У Герцена и Достоевского — прорыв к его снятию. Объяснюсь. Тот и другой, навидавшись всякого, почти в одно и то же время (Герцен: 1812–1870; Достоевский: 1821–1881) открыли этот прорыв не просто в самоусовершенствовании личности, в самотребовательности ее, не просто в провозглашении ничем не заменимой значимости «первого шага», а может быть, прежде всего в том, что отнесли этот критерий к вождям , почуяв, предугадав, поняв, что наступает эпоха вождей и толпы, то есть то, что чуть позже сформулируют Ортега-и-Гассет («Восстание масс»), Мережковский («Грядущий хам»), «Вехи», Булгаков («Собачье сердце»). Какую-то сверхгениальность и сверхуниверсальность последнего мы до их пор не поняли, сняв с этого рассказа только самый поверхностный слой.
Герцен и Достоевский раскусили Ленина до его рождения. Ленин, имея почти полное собрание сочинений обоих, не понял ни того ни другого, попытавшись «присвоить» Герцена и возненавидев Достоевского.

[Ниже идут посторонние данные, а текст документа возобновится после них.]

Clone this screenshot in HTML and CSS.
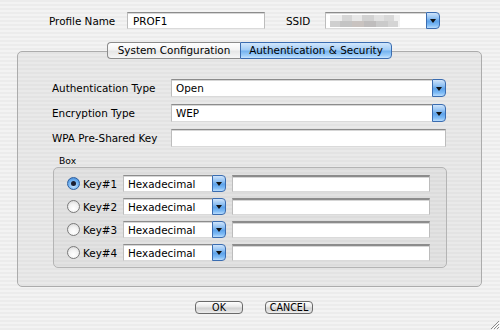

«У вас не будет последователей, пока вы не научитесь переменять кровь в жилах» (Герцен, 31 декабря 1847 г.). «Письма к старому товарищу», как и «Письма об изучении природы» (написанные куда раньше первых — в сущности, в юношеские годы), потрясли меня несказанно. Чем? Не понимал, но чувствовал. Потрясающей художественностью. Не понимал, но чувствовал: личностью. Заражал. Я просто в него влюбился. Это было в студенчестве. Впервые философия на поэтическом языке.
Куда позже я понял не меньшее, а несравненно большее значение последних писем Герцена, — которые можно было бы назвать «Письма об изучении человеческой природы». От них — невозможно оторваться. Цитировать хочется все подряд. Гениальная философско-социологическая, духовная ПОЭМА! — по чисто художественной слитности т. н. «содержания» и т. н. «формы», по той «субъективности», которая, оказывается, выше, глубже, заразительнее всякой объективности.